La directora de Attenberg y Chevalier filma un drama incómodo y formalmente arriesgado, donde la tradición es una trampa y el progreso, una amenaza.
Directora: Athina Rachel Tsangari
Caleb Landry Jones, Harry Melling, Rosy McEwen, Arinzé Kene, Frank Dillane

En Harvest, la directora griega Athina Rachel Tsangari (figura central de la New Greek Wave y productora de Kynodontas (Canino) de Yorgos Lanthimos) entrega una obra tan inquietante como formalmente rigurosa. Basada en la novela de Jim Crace, y ambientada en una aldea medieval indeterminada, la película subvierte toda noción de realismo o historicidad al construir un relato opresivo donde el campo no es tierra de promesas, sino de encierro, exclusión y violencia simbólica.

A través de una puesta en escena precisa, pausada y antinaturalista, Tsangari retrata una comunidad en descomposición, donde el ritual sustituye al sentido y el poder se ejerce desde la legalidad de un mapa. La llegada de un agrimensor (Artinzé Kene) para trazar la tierra inicia una progresiva deshumanización: Los forasteros se convierten en chivos expiatorios, los aldeanos en siervos desechables, el futuro en una promesa sin sujetos y los niños se golpearán la cabeza contra una roca en un ritual tan absurdo como la historia de la humanidad.
La fotografía de Sean Price Williams (Good Time) recuerda los lienzos de J.M.W. Turner: Luz dorada que baña el desastre, paisajes brumosos que embellecen la ruina. Tsangari evita deliberadamente los clímax narrativos o las progresiones convencionales. Su ritmo es incómodo, letárgico, casi insoportable: Una estrategia estética que coloca al espectador en el lugar del sometido, más que del observador.
Las influencias son evidentes. Zama de Lucrecia Martel se escucha en el murmullo de la burocracia absurda; Andrea Arnold asoma en la fisicidad del entorno; Pasolini en el hieratismo ritual; Lars von Trier en las prácticas punitivas y la crueldad como estructura; y el absurdo alienante y melancólico de Robert Altman (McCabe & Mrs. Miller) habita en cada gesto suspendido, en cada palabra no dicha.
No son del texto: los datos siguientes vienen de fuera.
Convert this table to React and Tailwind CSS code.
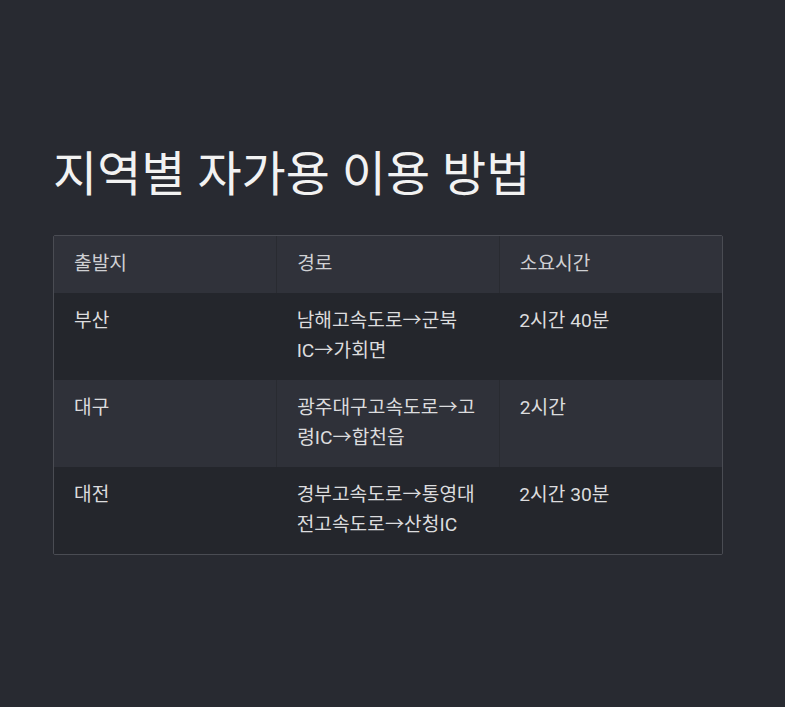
import React from 'react';

const rows = [
  { from: '부산', route: '남해고속도로→군북IC→가회면', time: '2시간 40분' },
  { from: '대구', route: '광주대구고속도로→고령IC→합천읍', time: '2시간' },
  { from: '대전', route: '경부고속도로→통영대전고속도로→산청IC', time: '2시간 30분' },
];

const cell = 'align-top text-left font-normal pl-5 pr-[23px] pt-[13px] pb-[14px]';

export default function App() {
  return (
    <div className="min-h-[707px] bg-[#282a31] px-[53px] pt-[145px] pb-10 [font-family:Roboto,'Noto_Sans_CJK_KR',sans-serif]">
      <h1 className="text-[48px] leading-[60px] text-[#f2f2f2] font-normal">
        지역별 자가용 이용 방법
      </h1>

      <div className="mt-[30px] w-[670px] border border-[#4a4c53] rounded-[2px] overflow-hidden">
        <table className="w-full table-fixed border-collapse text-[19.2px] leading-[30px]">
          <thead>
            <tr className="bg-[#30323a] text-[#cfd0d3]">
              <th className={cell + ' w-1/3 border-r border-[#292b31]'}>출발지</th>
              <th className={cell + ' w-1/3 border-r border-[#292b31]'}>경로</th>
              <th className={cell + ' w-1/3'}>소요시간</th>
            </tr>
          </thead>
          <tbody>
            {rows.map((r, i) => (
              <tr key={i} className={i % 2 === 1 ? 'bg-[#2f3139] text-[#dcdcde]' : 'bg-[#24262c] text-[#dcdcde]'}>
                <td className={cell + (i % 2 === 1 ? ' border-r border-[#292b31]' : '')}>{r.from}</td>
                <td className={cell + (i % 2 === 1 ? ' border-r border-[#292b31]' : '')}>{r.route}</td>
                <td className={cell}>{r.time}</td>
              </tr>
            ))}
          </tbody>
        </table>
      </div>
    </div>
  );
}
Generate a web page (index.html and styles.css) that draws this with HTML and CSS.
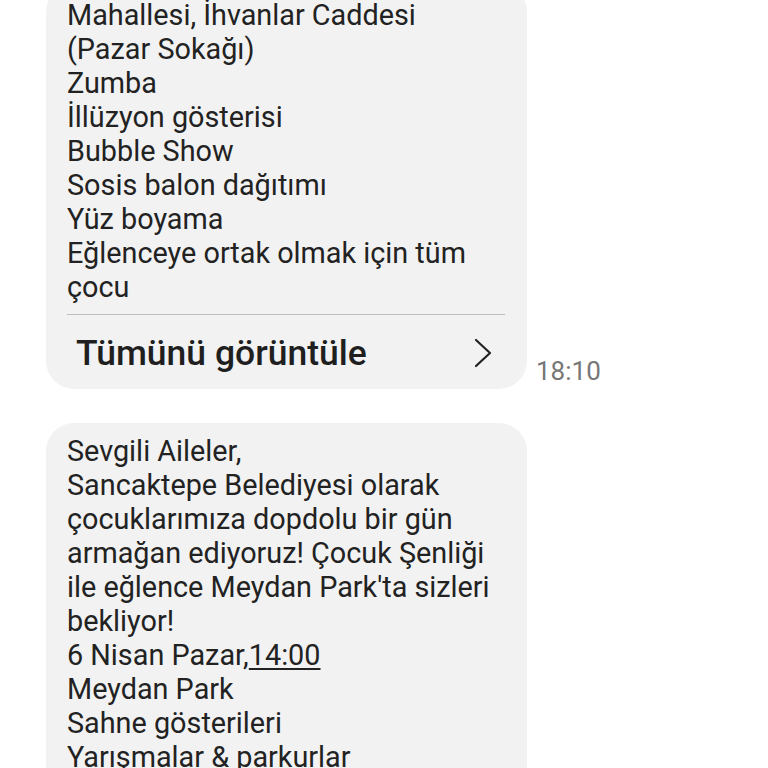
FILE: index.html
```html
<!DOCTYPE html>
<html lang="tr">
<head>
<meta charset="utf-8">
<link rel="stylesheet" href="styles.css">
</head>
<body>
<div class="thread">
  <div class="row">
    <div class="bubble first">
      <div class="text">
        <div>Mahallesi, İhvanlar Caddesi</div>
        <div>(Pazar Sokağı)</div>
        <div>Zumba</div>
        <div>İllüzyon gösterisi</div>
        <div>Bubble Show</div>
        <div>Sosis balon dağıtımı</div>
        <div>Yüz boyama</div>
        <div>Eğlenceye ortak olmak için tüm</div>
        <div>çocu</div>
      </div>
      <div class="divider"></div>
      <div class="more">
        <span class="more-label">Tümünü görüntüle</span>
        <svg class="chev" width="20" height="30" viewBox="0 0 20 30"><path d="M3 2 L17 15 L3 28" fill="none" stroke="#222" stroke-width="2.2" stroke-linecap="round" stroke-linejoin="round"/></svg>
      </div>
    </div>
    <span class="time">18:10</span>
  </div>
  <div class="row">
    <div class="bubble second">
      <div class="text">
        <div>Sevgili Aileler,</div>
        <div>Sancaktepe Belediyesi olarak</div>
        <div>çocuklarımıza dopdolu bir gün</div>
        <div>armağan ediyoruz! Çocuk Şenliği</div>
        <div>ile eğlence Meydan Park'ta sizleri</div>
        <div>bekliyor!</div>
        <div>6 Nisan Pazar,<span class="u">14:00</span></div>
        <div>Meydan Park</div>
        <div>Sahne gösterileri</div>
        <div>Yarışmalar &amp; parkurlar</div>
      </div>
    </div>
  </div>
</div>
</body>
</html>
```
FILE: styles.css
```css
html, body {
  margin: 0;
  padding: 0;
  background: #ffffff;
  width: 768px;
  height: 768px;
  overflow: hidden;
}
body {
  font-family: Roboto, "Noto Sans", sans-serif;
  color: #222222;
}
.thread {
  display: flex;
  flex-direction: column;
  gap: 34px;
  margin-top: -16px;
  padding-left: 46px;
}
.row {
  display: flex;
  align-items: flex-end;
  gap: 9px;
}
.bubble {
  width: 481px;
  box-sizing: border-box;
  background: #f2f2f2;
  border-radius: 28px;
  padding: 14px 22px 0 21px;
}
.second {
  padding-top: 11px;
  padding-bottom: 20px;
}
.text {
  font-size: 28.8px;
  line-height: 34px;
  white-space: nowrap;
}
.u {
  text-decoration: underline;
  text-decoration-thickness: 1.5px;
  text-underline-offset: 3px;
}
.divider {
  height: 1px;
  background: #bdbdbd;
  margin-top: 10px;
}
.more {
  height: 74px;
  display: flex;
  align-items: center;
  justify-content: space-between;
  padding: 2px 12px 0 9px;
  box-sizing: border-box;
}
.more-label {
  font-size: 35.5px;
  font-weight: 500;
  color: #1f1f1f;
}
.chev {
  display: block;
}
.time {
  font-size: 26px;
  color: #777777;
  line-height: 1;
  margin-bottom: 5px;
}
```
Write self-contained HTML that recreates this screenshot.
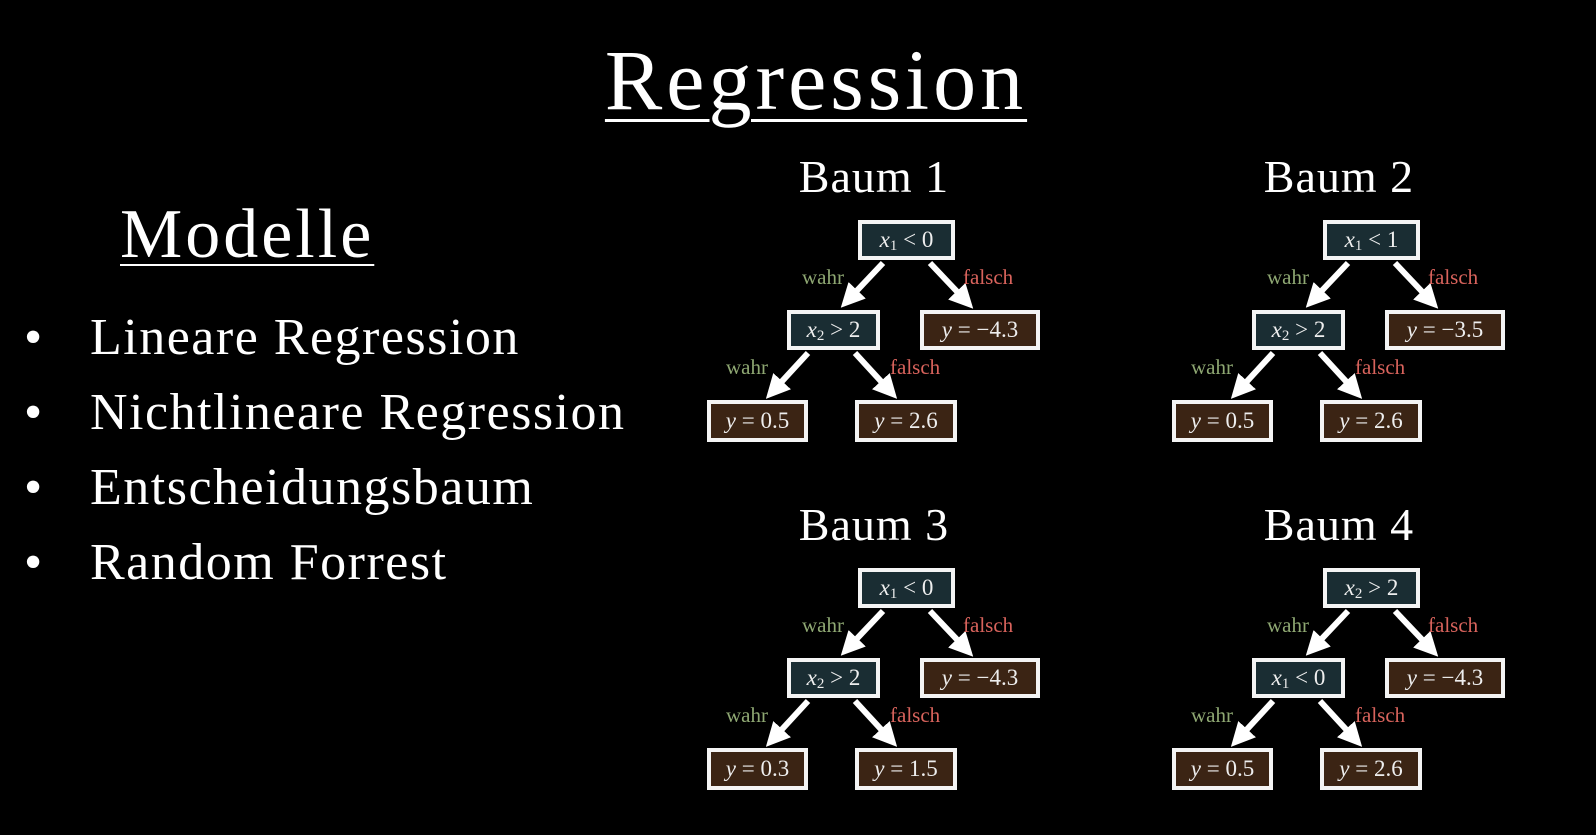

En el centro del relato, el excéntrico actor Caleb Landry Jones (Dogman) compone a Walter Thirsk como una figura intermedia entre testigo, víctima y sobreviviente. Su interpretación, marcada por una dicción oblicua y una corporeidad desvencijada, no busca empatía sino reflejar el desgaste existencial de un personaje atrapado entre el silencio y la conciencia. Junto a él, Harry Melling (Waiting For The Barbarians) dota de ambigüedad al señor Kent, un poder benévolo pero finalmente cómplice. Rosy McEwen (The Alienist) ofrece un respiro emocional en un entorno donde incluso el afecto parece inalcanzable, y Frank Dillane (Fear The Walking Dead), como el legalista Jordan, encarna la frialdad administrativa del despojo moderno.
Harvest no es una película que busque gustar. Su tono deliberadamente desangelado, su estructura sin consuelo y sus actuaciones contenidas convierten la experiencia en un trance más que en un drama. Pero allí, en esa incomodidad, reside su propuesta radical: Filmar la historia no desde el poder, sino desde la tierra que será olvidada por la silenciosa violencia del progreso. Una obra exigente, sí, pero necesaria en su forma de pensar (y sentir) la historia como territorios en disputa.